■ AVAILABLE RECORDS
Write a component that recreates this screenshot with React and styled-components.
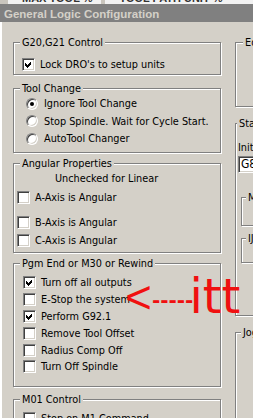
import styled, { createGlobalStyle } from "styled-components";

const GlobalStyle = createGlobalStyle`
  html, body {
    margin: 0;
    padding: 0;
    background: #d4d0c8;
    overflow: hidden;
  }
`;

const uiFont = `"DejaVu Sans Condensed", "Liberation Sans", sans-serif`;

const pgmEndOptions = [
  { label: "Turn off all outputs", checked: true },
  { label: "E-Stop the system", checked: false },
  { label: "Perform G92.1", checked: true },
  { label: "Remove Tool Offset", checked: false },
  { label: "Radius Comp Off", checked: false },
  { label: "Turn Off Spindle", checked: false },
];

const Check = ({ checked }) => (
  <CheckBox>
    {checked && (
      <svg width="9" height="9" viewBox="0 0 9 9" shapeRendering="crispEdges">
        <path d="M1 3 L3 5 L7 1 L7 4 L3 8 L1 6 Z" fill="#000" />
      </svg>
    )}
  </CheckBox>
);

const App = () => {
  return (
    <Screen>
      <GlobalStyle />
      <BehindStrip>
        <BehindField $w={85}>
          <span>MAX TOOL %</span>
        </BehindField>
        <BehindField $w={143}>
          <span>TOOL PATH UNIT %</span>
        </BehindField>
      </BehindStrip>

      <TitleBar>General Logic Configuration</TitleBar>

      <Body>
        <LeftColumn>
          <Group $mt={14} $h={39}>
            <Legend>G20,G21 Control</Legend>
            <Options $pad="7px 0 0 8px">
              <Option>
                <Check checked />
                Lock DRO's to setup units
              </Option>
            </Options>
          </Group>

          <Group $mt={7} $h={71}>
            <Legend>Tool Change</Legend>
            <Options $pad="0 0 0 12px">
              <Option $h={17.5} $gap={6}>
                <Radio $on />
                Ignore Tool Change
              </Option>
              <Option $h={17.5} $gap={6}>
                <Radio />
                Stop Spindle. Wait for Cycle Start.
              </Option>
              <Option $h={17.5} $gap={6}>
                <Radio />
                AutoTool Changer
              </Option>
            </Options>
          </Group>

          <Group $mt={4} $h={96}>
            <Legend>Angular Properties</Legend>
            <Options $pad="1px 0 0 3px">
              <Note>Unchecked for Linear</Note>
              <Option $mt={2}>
                <Check />
                A-Axis is Angular
              </Option>
              <Option $mt={9}>
                <Check />
                B-Axis is Angular
              </Option>
              <Option $mt={2}>
                <Check />
                C-Axis is Angular
              </Option>
            </Options>
          </Group>

          <Group $mt={4} $h={130}>
            <Legend>Pgm End or M30 or Rewind</Legend>
            <Options $pad="4.5px 0 0 9px">
              {pgmEndOptions.map((opt) => (
                <Option key={opt.label} $h={16.8}>
                  <Check checked={opt.checked} />
                  {opt.label}
                </Option>
              ))}
            </Options>
          </Group>

          <Group $mt={6} $h={60}>
            <Legend>M01 Control</Legend>
            <Options $pad="4px 0 0 9px">
              <Option>
                <Check />
                Stop on M1 Command
              </Option>
            </Options>
          </Group>
        </LeftColumn>

        <RightColumn>
          <Group $mt={14} $h={71}>
            <Legend $indent={7}>Editor</Legend>
          </Group>

          <Group $mt={10} $h={199}>
            <Legend $indent={1}>Startup Modals</Legend>
            <InitLabel>Init String</InitLabel>
            <InitInput>G80 G40 G49 G17 G21</InitInput>
            <Group $mt={18} $h={35} $ml={5}>
              <Legend $indent={4}>Motion Mode</Legend>
            </Group>
            <Group $mt={6} $h={31} $ml={5}>
              <Legend $indent={4}>IJ Mode</Legend>
            </Group>
          </Group>

          <Group $mt={10} $h={120}>
            <Legend $indent={5}>Jog Increments in Cycle Mode</Legend>
          </Group>
        </RightColumn>
      </Body>

      <Annotation>
        <Arrow>&lt;</Arrow>
        <Dashes>-----</Dashes>
        <Word>itt</Word>
      </Annotation>
    </Screen>
  );
};

const Screen = styled.div`
  position: relative;
  width: 253px;
  height: 418px;
  overflow: hidden;
  background: #d4d0c8;
  font-family: ${uiFont};
  font-size: 10.8px;
  color: #000;
`;

const BehindStrip = styled.div`
  display: flex;
  gap: 4px;
  height: 4px;
  padding-left: 8px;
  background: #c9c5bd;
  overflow: hidden;
`;

const BehindField = styled.div`
  width: ${(p) => p.$w}px;
  height: 4px;
  overflow: hidden;
  background: #f2f2f2;
  color: #333;
  font: bold 11px "Liberation Sans", sans-serif;
  line-height: 10px;
  padding-left: 14px;
  white-space: nowrap;

  span {
    display: block;
    margin-top: -7px;
  }
`;

const TitleBar = styled.div`
  height: 18px;
  padding: 1px 0 0 4px;
  box-sizing: border-box;
  background: #808080;
  color: #d4d0c8;
  font: bold 11.5px "Liberation Sans", Arial, sans-serif;
  line-height: 18px;
  white-space: nowrap;
`;

const Body = styled.div`
  display: flex;
  gap: 14px;
  padding-left: 13px;
  height: 396px;
  box-shadow: inset 2px 0 0 #fff;
`;

const LeftColumn = styled.div`
  display: flex;
  flex-direction: column;
  width: 208px;
  flex-shrink: 0;
`;

const RightColumn = styled.div`
  display: flex;
  flex-direction: column;
  width: 110px;
  flex-shrink: 0;
`;

const Group = styled.fieldset`
  margin: ${(p) => p.$mt || 0}px 0 0 ${(p) => p.$ml || 0}px;
  padding: 0;
  min-width: 0;
  height: ${(p) => p.$h}px;
  box-sizing: border-box;
  flex-shrink: 0;
  border: 1px solid #808080;
  box-shadow: inset 1px 1px 0 #fff, 1px 1px 0 #fff;
`;

const Legend = styled.legend`
  margin-left: ${(p) => (p.$indent ?? 6)}px;
  padding: 0 2px;
  height: 13px;
  line-height: 13px;
  background: #d4d0c8;
  white-space: nowrap;
`;

const Options = styled.div`
  display: flex;
  flex-direction: column;
  padding: ${(p) => p.$pad};
`;

const Option = styled.label`
  display: flex;
  align-items: center;
  gap: ${(p) => p.$gap ?? 5}px;
  height: ${(p) => p.$h ?? 16}px;
  margin-top: ${(p) => p.$mt ?? 0}px;
  white-space: nowrap;
`;

const Note = styled.div`
  height: 16px;
  line-height: 16px;
  padding-left: 38px;
  white-space: nowrap;
`;

const CheckBox = styled.span`
  display: flex;
  align-items: center;
  justify-content: center;
  width: 13px;
  height: 13px;
  box-sizing: border-box;
  flex-shrink: 0;
  background: #fff;
  border: 1px solid;
  border-color: #808080 #fff #fff #808080;
  box-shadow: inset 1px 1px 0 #404040, inset -1px -1px 0 #d4d0c8;
`;

const Radio = styled.span`
  position: relative;
  width: 12px;
  height: 12px;
  box-sizing: border-box;
  flex-shrink: 0;
  border-radius: 50%;
  background: #fff;
  border: 1px solid;
  border-color: #808080 #fff #fff #808080;
  box-shadow: inset 1px 1px 0 #404040, inset -1px -1px 0 #d4d0c8;

  &::after {
    content: "";
    display: ${(p) => (p.$on ? "block" : "none")};
    position: absolute;
    left: 3px;
    top: 3px;
    width: 4px;
    height: 4px;
    border-radius: 50%;
    background: #000;
  }
`;

const InitLabel = styled.div`
  margin: 11px 0 0 2px;
  height: 13px;
  line-height: 13px;
  white-space: nowrap;
`;

const InitInput = styled.div`
  margin: 2px 0 0 2px;
  height: 17px;
  box-sizing: border-box;
  padding-left: 2px;
  line-height: 14px;
  background: #fff;
  border: 1px solid;
  border-color: #808080 #fff #fff #808080;
  box-shadow: inset 1px 1px 0 #404040, inset -1px -1px 0 #d4d0c8;
  white-space: nowrap;
  overflow: hidden;
  font-size: 12px;
`;

const Annotation = styled.div`
  position: absolute;
  left: 125px;
  top: 272px;
  color: #f01010;
  line-height: 48px;
  white-space: nowrap;
`;

const Arrow = styled.span`
  font: 46px "Liberation Sans", Arial, sans-serif;
  line-height: 1;
`;

const Dashes = styled.span`
  font: bold 20px "DejaVu Sans", sans-serif;
  line-height: 1;
  vertical-align: 6px;
`;

const Word = styled.span`
  display: inline-block;
  margin-left: -4px;
  font: 48px "DejaVu Sans", sans-serif;
  line-height: 1;
`;

export default App;
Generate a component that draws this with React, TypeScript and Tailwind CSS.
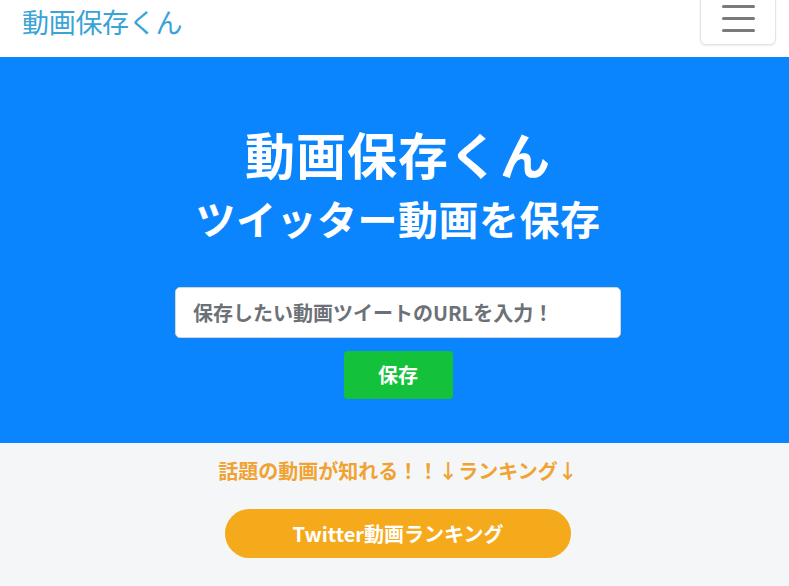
const jp = { fontFamily: '"Noto Sans CJK JP", "Noto Sans", sans-serif' };

export default function App() {
  return (
    <div className="min-h-[586px] bg-[#f5f6f8]" style={jp}>
      <header className="flex h-[57px] items-start justify-between bg-white pl-[22px] pr-[13px]">
        <a className="mt-[4px] text-[27px] leading-[36px] tracking-[-0.3px] text-[#3aa3d8]">動画保存くん</a>
        <button className="-mt-[8px] flex h-[53px] w-[76px] flex-col items-center justify-center gap-[9px] rounded-[6px] border border-[#e3e3e3] bg-white shadow-[0_1px_2px_rgba(0,0,0,0.08)]">
          <span className="block h-[3px] w-[33px] rounded bg-[#7a7a7a]" />
          <span className="block h-[3px] w-[33px] rounded bg-[#7a7a7a]" />
          <span className="block h-[3px] w-[33px] rounded bg-[#7a7a7a]" />
        </button>
      </header>

      <section className="flex h-[386px] flex-col items-center bg-[#0b85fd] pl-[7px] pt-[71px] text-white">
        <h1 className="text-[50px] font-bold leading-[1] tracking-[1px]">動画保存くん</h1>
        <h2 className="mt-[20px] text-[40px] font-bold leading-[1] tracking-[0.5px]">ツイッター動画を保存</h2>
        <input
          className="mt-[49px] h-[51px] w-[446px] rounded-[5px] border border-[#cfd6de] bg-white px-[17px] text-[20px] font-bold text-[#333] outline-none placeholder:text-[#6c7177]"
          placeholder="保存したい動画ツイートのURLを入力！"
        />
        <button className="mt-[13px] h-[48px] w-[109px] rounded-[4px] bg-[#13c23a] text-[20px] font-bold text-white">
          保存
        </button>
      </section>

      <section className="flex flex-col items-center pl-[7px] pt-[16px]">
        <p className="text-[20px] font-bold leading-[24px] text-[#f0a332]">話題の動画が知れる！！↓ランキング↓</p>
        <a className="mt-[26px] flex h-[49px] w-[346px] items-center justify-center rounded-full bg-[#f5aa1b] text-[20px] font-bold text-white">
          Twitter動画ランキング
        </a>
      </section>
    </div>
  );
}
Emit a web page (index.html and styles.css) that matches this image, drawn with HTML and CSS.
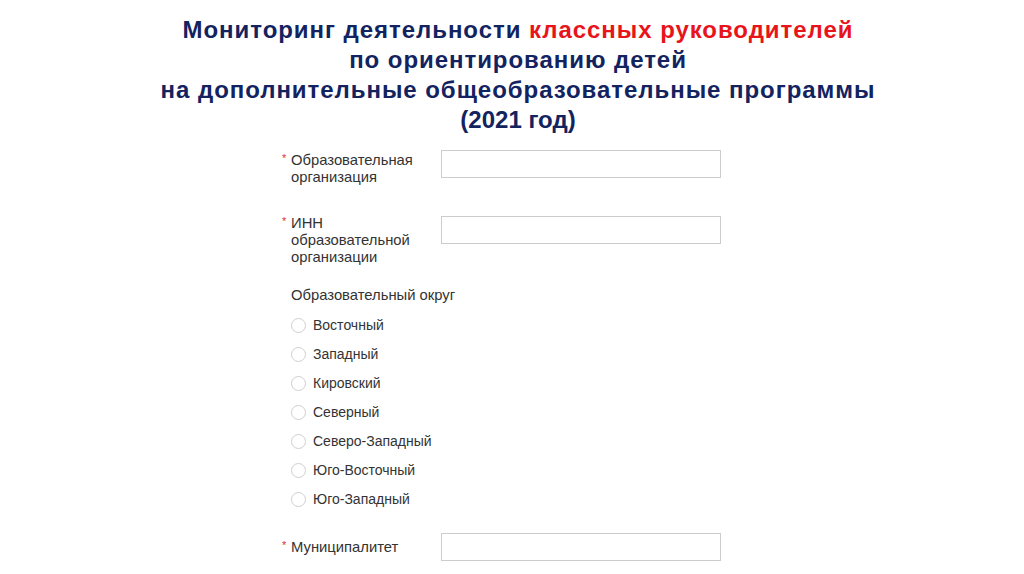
FILE: index.html
```html
<!DOCTYPE html>
<html lang="ru">
<head>
<meta charset="utf-8">
<link rel="stylesheet" href="styles.css">
</head>
<body>
<div class="page">
  <h1 class="title">
    <span class="line wide">Мониторинг деятельности <span class="red">классных руководителей</span></span>
    <span class="line wide">по ориентированию детей</span>
    <span class="line wide">на дополнительные общеобразовательные программы</span>
    <span class="line">(2021 год)</span>
  </h1>
  <form class="form">
    <div class="row row-first">
      <label class="label"><span class="req">*</span><span class="ltext">Образовательная<br>организация</span></label>
      <input class="input" type="text">
    </div>
    <div class="row row-inn">
      <label class="label"><span class="req">*</span><span class="ltext">ИНН<br>образовательной<br>организации</span></label>
      <input class="input" type="text">
    </div>
    <div class="group">
      <div class="group-title">Образовательный округ</div>
      <label class="radio"><span class="circle"></span>Восточный</label>
      <label class="radio"><span class="circle"></span>Западный</label>
      <label class="radio"><span class="circle"></span>Кировский</label>
      <label class="radio"><span class="circle"></span>Северный</label>
      <label class="radio"><span class="circle"></span>Северо-Западный</label>
      <label class="radio"><span class="circle"></span>Юго-Восточный</label>
      <label class="radio"><span class="circle"></span>Юго-Западный</label>
    </div>
    <div class="row row-mun">
      <label class="label"><span class="req">*</span><span class="ltext">Муниципалитет</span></label>
      <input class="input" type="text">
    </div>
  </form>
</div>
</body>
</html>
```
FILE: styles.css
```css
html, body {
  margin: 0;
  padding: 0;
  background: #ffffff;
}
.page {
  width: 1024px;
  height: 574px;
  overflow: hidden;
  font-family: "Liberation Sans", Arial, sans-serif;
}
.title {
  margin: 0;
  padding-top: 15px;
  padding-left: 12px;
  display: flex;
  flex-direction: column;
  align-items: center;
  font-family: "Liberation Sans", Arial, sans-serif;
  font-weight: bold;
  font-size: 24px;
  line-height: 30px;
  color: #13235f;
}
.wide { letter-spacing: 0.95px; }
.red { color: #e8141b; }
.form {
  margin-left: 282px;
  margin-top: 15px;
  width: 440px;
}
.row {
  display: flex;
  align-items: flex-start;
}
.label {
  width: 159px;
  display: flex;
  font-size: 14.8px;
  line-height: 17px;
  color: #333333;
}
.req {
  color: #e03030;
  width: 9px;
  font-size: 11px;
  line-height: 12px;
}
.input {
  width: 280px;
  height: 28px;
  box-sizing: border-box;
  border: 1px solid #cccccc;
  margin: 0;
  padding: 0;
  background: #fff;
}
.row-first .label { padding-top: 2px; }
.row-inn { margin-top: 30px; }
.row-inn .label { margin-top: -1px; }
.group {
  margin-top: 21px;
  padding-left: 9px;
  color: #333333;
}
.group-title {
  font-size: 14.8px;
  line-height: 17px;
  margin-bottom: 7px;
}
.radio {
  display: flex;
  align-items: center;
  height: 29px;
  font-size: 14px;
  line-height: 17px;
}
.circle {
  width: 15px;
  height: 15px;
  box-sizing: border-box;
  border: 1px solid #cfcfcf;
  border-radius: 50%;
  margin-right: 7px;
  background: #fff;
}
.row-mun { margin-top: 19px; align-items: center; }
```
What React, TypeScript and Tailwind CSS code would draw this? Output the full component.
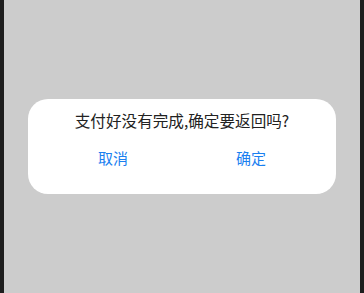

■ WORK INSTRUCTIONS
Reproduce only the lines from the beginning of the data through the line that contains "<TitleBar>General Logic Configuration</TitleBar>", both included, and please drop the pictures.

■ ANSWER TO THIS EXERCISE
Write a component that recreates this screenshot with React and styled-components.
import styled, { createGlobalStyle } from "styled-components";

const GlobalStyle = createGlobalStyle`
  html, body {
    margin: 0;
    padding: 0;
    background: #d4d0c8;
    overflow: hidden;
  }
`;

const uiFont = `"DejaVu Sans Condensed", "Liberation Sans", sans-serif`;

const pgmEndOptions = [
  { label: "Turn off all outputs", checked: true },
  { label: "E-Stop the system", checked: false },
  { label: "Perform G92.1", checked: true },
  { label: "Remove Tool Offset", checked: false },
  { label: "Radius Comp Off", checked: false },
  { label: "Turn Off Spindle", checked: false },
];

const Check = ({ checked }) => (
  <CheckBox>
    {checked && (
      <svg width="9" height="9" viewBox="0 0 9 9" shapeRendering="crispEdges">
        <path d="M1 3 L3 5 L7 1 L7 4 L3 8 L1 6 Z" fill="#000" />
      </svg>
    )}
  </CheckBox>
);

const App = () => {
  return (
    <Screen>
      <GlobalStyle />
      <BehindStrip>
        <BehindField $w={85}>
          <span>MAX TOOL %</span>
        </BehindField>
        <BehindField $w={143}>
          <span>TOOL PATH UNIT %</span>
        </BehindField>
      </BehindStrip>

      <TitleBar>General Logic Configuration</TitleBar>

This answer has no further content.